The main bone of our discussion is with Saddleback Church-type, highly Pastor-as-CEO systems. The conversation started with my sending my friend the link Robin posted here. He doesn't see a problem with paying the church a fee to sign up for a Sunday School Class/Seminar as is the case here.

An example of this would be with a local variant of the Ultra-MegaChurch, Prestonwood Baptist Church, which is the largest SBC church and has bowling alleys and a fitness club (both of which you pay to use), Starbucks, and whole food court as well. For reference, Prestonwood has 20,000+ members.

Based on the passages of Christ throwing the money-changers out of the Temple (especially with regard to their baseness polluting the Church), I for some reason have always had a very cynical view of the House of God selling anything as a Church. I even cringe a bit with the WTS seminary bookstore in Park Cities Presbyterian's Basement - though that has made me wonder a lot, and it does seem like I might be overreacting. It is for these same reasons I have a lot of question marks around Coke Machines in the churches.

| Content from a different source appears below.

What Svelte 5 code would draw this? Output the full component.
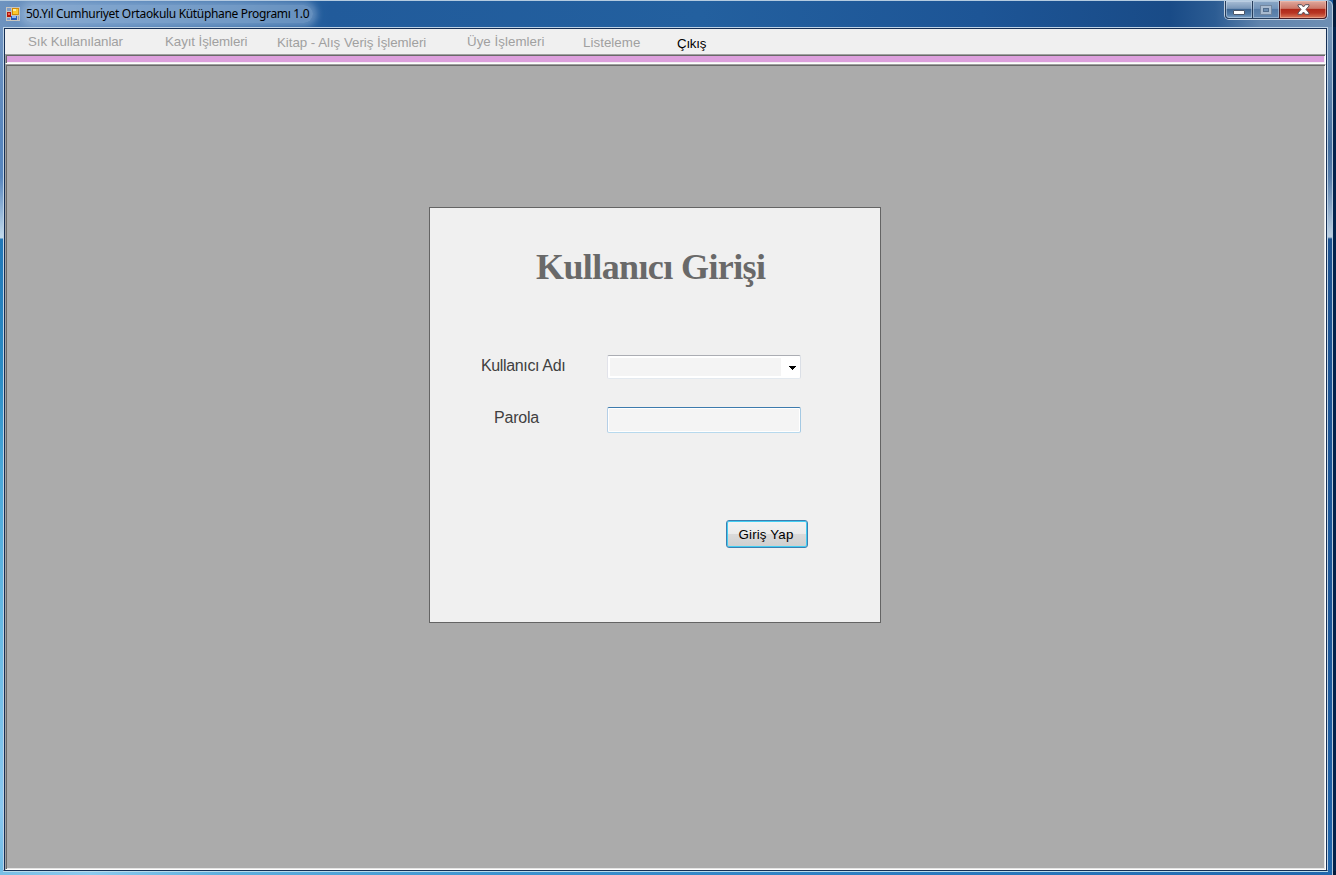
<script>
  const menu = [
    { label: 'Sık Kullanılanlar', cls: 'm1' },
    { label: 'Kayıt İşlemleri', cls: 'm2' },
    { label: 'Kitap - Alış Veriş İşlemleri', cls: 'm3' },
    { label: 'Üye İşlemleri', cls: 'm4' },
    { label: 'Listeleme', cls: 'm5' },
    { label: 'Çıkış', cls: 'm6' }
  ];
</script>

<div class="window">
  <header>
    <svg class="app-icon" width="14" height="14" viewBox="0 0 14 14" shape-rendering="crispEdges">
      <rect width="14" height="14" fill="#c9c5bd" />
      <rect x="1" y="1" width="4" height="3" fill="#7f9bc4" />
      <rect x="1" y="5" width="4" height="5" fill="#b5150c" />
      <rect x="2" y="6" width="2" height="2" fill="#ef6a55" />
      <rect x="6" y="1" width="7" height="7" fill="#d48a00" />
      <rect x="7" y="2" width="5" height="5" fill="#ffc928" />
      <rect x="7" y="2" width="3" height="2" fill="#fff0a0" />
      <rect x="1" y="11" width="3" height="2" fill="#7b9bd0" />
      <rect x="5" y="9" width="6" height="4" fill="#2458bb" />
      <rect x="6" y="9" width="4" height="2" fill="#8db8f5" />
      <rect x="12" y="9" width="1" height="4" fill="#8499bd" />
    </svg>
    <h1>50.Yıl Cumhuriyet Ortaokulu Kütüphane Programı 1.0</h1>
    <div class="controls">
      <button class="min" aria-label="Simge durumuna küçült">
        <svg width="12" height="5"><rect x=".5" y=".5" width="11" height="4" rx=".5" fill="#fff" stroke="#4c5668" /></svg>
      </button>
      <button class="max" aria-label="Ekranı kapla">
        <svg width="12" height="10" shape-rendering="crispEdges">
          <rect x=".5" y=".5" width="11" height="9" fill="#a9bbd0" stroke="#71869f" />
          <rect x="3.5" y="3.5" width="5" height="3" fill="#6c8db2" stroke="#526d8d" />
        </svg>
      </button>
      <button class="close" aria-label="Kapat">
        <svg width="13" height="11" viewBox="0 0 13 11">
          <path d="M1 .7H4.6L6.5 3 8.4.7H12V2L9 5.4 12 9v1.3H8.4L6.5 8 4.6 10.3H1V9L4 5.4 1 2Z" fill="#fff" stroke="#56505b" />
        </svg>
      </button>
    </div>
  </header>

  <div class="body">
    <div class="frame-left"></div>
    <main>
      <nav>
        {#each menu as item}
          <span class={item.cls}>{item.label}</span>
        {/each}
      </nav>
      <div class="strip"></div>
      <section class="workspace">
        <form class="login" onsubmit={(e) => e.preventDefault()}>
          <h2>Kullanıcı Girişi</h2>
          <div class="row user">
            <label for="user"><span>Kullanıcı Adı</span></label>
            <button type="button" id="user" class="combo" aria-label="Kullanıcı Adı">
              <span class="value"></span>
              <svg width="7" height="4" shape-rendering="crispEdges"><path d="M0 0H7V1H6V2H5V3H4V4H3V3H2V2H1V1H0Z" fill="#000" /></svg>
            </button>
          </div>
          <div class="row pass">
            <label for="pass"><span>Parola</span></label>
            <input id="pass" type="password" />
          </div>
          <button class="submit"><span>Giriş Yap</span></button>
        </form>
      </section>
    </main>
    <div class="frame-right"></div>
  </div>
  <footer></footer>
</div>

<style>
  :global(body) { background: #021b3d; overflow: hidden; }
  * { box-sizing: border-box; }
  .window {
    width: 1336px; height: 875px; display: flex; flex-direction: column;
    font-family: "Liberation Sans", Arial, sans-serif;
    background: linear-gradient(90deg, #74bfe8 0, #5fb0de 120px, #2e78b8 500px, #1f5fa4 900px, #1c5b9e 1333px, #021b3d 1333px);
  }
  header {
    height: 27px; flex: none; display: flex; align-items: flex-start; padding-left: 6px;
    border-top: 1px solid #b4cbe0; width: 1333px; border-right: 1px solid #b8cbdd;
    border-radius: 0 6px 0 0;
    background: linear-gradient(90deg, #6e93bf 0, #5483b8 100px, #3b70aa 240px, #215b9b 330px, #23609f 700px, #1d5596 980px, #194b87 1170px, #2c5c93 1215px, #6084ad 1260px, #6e8fb4 1333px);
  }
  .app-icon { margin-top: 6px; flex: none; }
  h1 {
    margin: 4px 0 0 4px; padding: 0 2px; width: 289px; height: 18px;
    font: 400 12px/18px "Noto Sans", "Open Sans", sans-serif; letter-spacing: -.33px;
    color: #000; white-space: nowrap; border-radius: 9px;
    background: rgba(180,204,230,.45); box-shadow: 0 0 7px 4px rgba(180,204,230,.42);
  }
  .controls {
    margin-left: auto; margin-right: 4px; display: flex; width: 104px; height: 19px;
    border: 1px solid #c0cfdf; border-top: 0; border-radius: 0 0 5px 5px;
  }
  .controls button {
    flex: none; border: 1px solid #263d5b; border-top: 0; margin: 0; padding: 0; height: 18px;
    display: flex; justify-content: center; align-items: center;
    background: linear-gradient(#a9bfd6 0, #7896b8 44%, #38618f 45%, #547da9 80%, #82a5c8 100%);
    box-shadow: inset 0 0 0 1px rgba(205,222,238,.5);
  }
  .controls svg { flex: none; display: block; }
  .controls .min { width: 28px; border-radius: 0 0 0 4px; padding-top: 5px; }
  .controls .max { width: 28px; margin-left: -1px; background: linear-gradient(#8ba7c5 0, #7395bb 44%, #5379a5 45%, #6388b1 100%); }
  .controls .close {
    width: 48px; margin-left: -1px; border-color: #481c25; border-radius: 0 0 4px 0;
    background: linear-gradient(#dfa99d 0, #cc7768 44%, #ad2718 45%, #b73422 70%, #d9795a 100%);
    box-shadow: inset 0 0 0 1px rgba(248,196,180,.5);
  }
  .body { display: flex; height: 844px; flex: none; }
  .frame-left {
    width: 3px; flex: none;
    background: linear-gradient(#7094c0 0, #5886bd 110px, #5886bd 150px, #bfd8eb 209px, #bfd8eb 211px, #2278b7 212px, #2b8cc4 345px, #49a7d8 440px, #6abbe4 610px, #8bc8ef 780px, #70bbe4 845px);
  }
  .frame-right {
    width: 8px; flex: none; border-right: 3px solid #02224c;
    background:
      linear-gradient(#b3c8dc, #b3c8dc) 4px 0 / 1px 100% no-repeat,
      linear-gradient(#7797ba 0, #446f9f 120px, #587fac 150px, #b9cde0 208px, #b9cde0 210px, #1d5290 212px, #1c5798 600px, #2067ad 845px);
  }
  main {
    width: 1325px; height: 844px; flex: none; display: flex; flex-direction: column;
    border: 1px solid; border-color: #bfd3e6 #bfd3e6 #142f54 #bfd3e6;
    box-shadow: inset 1px 1px #152f55, inset -1px 0 #152f55, 0 1px #b9dbea;
    padding: 1px 1px 0; position: relative;
  }
  nav {
    height: 25px; flex: none; display: flex; align-items: flex-start; padding-left: 23px;
    background: #f0f0f0; color: #a0a0a0; font-size: 13.33px; line-height: 16px; white-space: nowrap;
    letter-spacing: -.08px;
  }
  .m1 { width: 137px; padding-top: 5px; }
  .m2 { width: 112px; padding-top: 5px; }
  .m3 { width: 190px; padding-top: 6px; letter-spacing: -.04px; }
  .m4 { width: 116px; padding-top: 5px; letter-spacing: .04px; }
  .m5 { width: 94px; padding-top: 6px; letter-spacing: .04px; }
  .m6 { padding-top: 7px; color: #000; letter-spacing: -.25px; }
  .strip {
    height: 10px; flex: none; background: #dda0dd; border: 1px solid;
    border-color: #a0a0a0 #fff #fff #a0a0a0; box-shadow: inset 1px 1px #696969, inset -1px -1px #f4eff4;
  }
  .workspace {
    flex: 1; background: #ababab; border: 1px solid; border-color: #a0a0a0 #fff #fff #a0a0a0;
    box-shadow: inset 1px 1px #696969, inset -1px -1px #e3e3e3;
    padding: 142px 0 0 423px;
  }
  .login {
    width: 452px; height: 416px; background: #f0f0f0; border: 1px solid #646464;
    display: flex; flex-direction: column;
  }
  h2 {
    margin: 38px 0 0 106px; height: 42px; white-space: nowrap; color: #696969;
    font: 700 36px/42px "Liberation Serif", "Times New Roman", serif; letter-spacing: -.6px;
  }
  .row { display: flex; align-items: flex-start; }
  .user { margin-top: 67px; height: 24px; }
  .pass { margin-top: 28px; height: 26px; }
  label { width: 177px; flex: none; font-size: 16px; line-height: 18px; color: #404040; white-space: nowrap; }
  .user label { padding-left: 51px; padding-top: 2px; letter-spacing: -.36px; }
  .pass label { padding-left: 64px; padding-top: 2px; letter-spacing: -.2px; }
  .combo {
    width: 194px; height: 24px; padding: 0 5px 0 2px; margin: 0; display: flex; align-items: center; justify-content: space-between;
    background: #fff; border: 1px solid; border-color: #abadb3 #dbdfe6 #e3e9ef #e2e3ea; border-radius: 2px;
  }
  .value { width: 171px; height: 18px; background: #f4f4f4; }
  .combo svg { margin: 2px -1px 0 0; }
  input {
    width: 194px; height: 26px; margin: 0; padding: 0 4px; outline: 0; background: #f4f4f4;
    border: 1px solid; border-color: #3d7bad #a4c9e3 #b7d9ed #b5cfe7; border-radius: 2px;
    box-shadow: inset 0 0 0 1px #fff;
  }
  .submit {
    margin: 87px 0 0 296px; padding: 2px 2px 0 0; width: 82px; height: 28px; border: 1px solid #3c7fb1; border-radius: 3px;
    font: 13.33px/16px "Liberation Sans", Arial, sans-serif; letter-spacing: .15px; color: #000;
    background: linear-gradient(#f2f2f2 0, #ebebeb 48%, #dadada 50%, #cfcfcf 100%);
    box-shadow: inset 0 0 0 1px #42cdf2;
  }
  footer {
    height: 4px; flex: none; width: 1333px; border-right: 1px solid #b3c8dc;
    background: linear-gradient(90deg, #78bfe5 0, #8bcaee 90px, #5fb0de 220px, #3c93cf 500px, #2b7cc0 900px, #2067ad 1333px);
  }
</style>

Am I just being a hopeless Legalist here on this issue? If so, I welcome correction

Well, in regard to Prestonwood specifically, at one point on my campus, I was involved in an orginally quasi-Calvinistic Baptist Student Ministries, and Prestonwood's college minister came to speak to one of our lunch gatherings, and when asked whether he'd met Jack Graham (then SBC President and Head Pastor of Prestonwood) - he said no, even though he'd been on the church staff for six months. As far as I'm concerned, that's an incredibly unwise, unbiblical approach to church government, but I struggle to directly refute it (that degree of hierarchy) with Scripture being wrong. My friend sees no problem with churches being structured just like ordinary businesses, as long as they can bring glory to God in doing so.

There's also a double standard he takes on the fact that he gets upset when I criticize Arminian Baptist, PDL-type, "Church, Inc." movements, yet I get sandblasted for Calvinism all the time, which is something he holds as being one side of the coin where Arminianism is also partially true. Additionally, he has no problem with blasting Presbyterian conceptions of infant Baptism. I certainly don't mind having friends where religious conversations are rather unwise - it's just I want to try to convey some wisdom so that he'd stand against post-modern, ultra-pragmatic junk within his own pond.

I do this precisely because whatever the Baptist and quasi-Baptist groups do now, my denomination will be fighting dearly over in 5-10 years. There's already a PCA church in my area that (from its web site and Sunday School classes in the past is already pro-PDL, and I worry one of my elders (thankfully not one of the TEs) might well be at least somewhat sympathetic to FV from some comments on his blog. Having come from an apostate denomination and local church, I am justifiably cynical to ecclesiastical pragmatism, doctrinal reductionism, and general trendiness. This especially includes contemporary, rock-concertesque music.

If I need to clarify anything, please let me know, as my writing style is not known for being the most concise or most clear in its initial drafting.
 
See this bibliography, esp. the Wells' series.

See this essay by Hart. He challenges the assumption that we can use just any old metaphor for ministry. There are biblical metaphors.

Mod Ref has run a number of critiques of the megachurches, e.g., The Malling of the Church etc. They are working on their website and it should have everything up in Jan. See the Horton titles in the Bibliography.

At root is that we think the faith needs to be "translated" (William Willimon's word) to the Modern world. No, it doesn't. God's Word is already translated, as it were, i.e., it's already God's condescension to us.

Pragmatism, whether "conservative" or "evangelical," or "liberal" is all the same thing, it is the exercise of human autonomy over the Word of God. Luke or Mark, (not to mention Jesus!) knew nothing of "urban" life? Nonsense.

The whole pragmatic model fails on its own grounds. I'm not aware of any evidence that they are making any statistical dent in the culture. The same percentage of folk, or perhaps even a smaller percentage, goes to church now as have for decades. The main thing the mega-churches seem to have done is to shift sheep from smaller pens into the larger pens.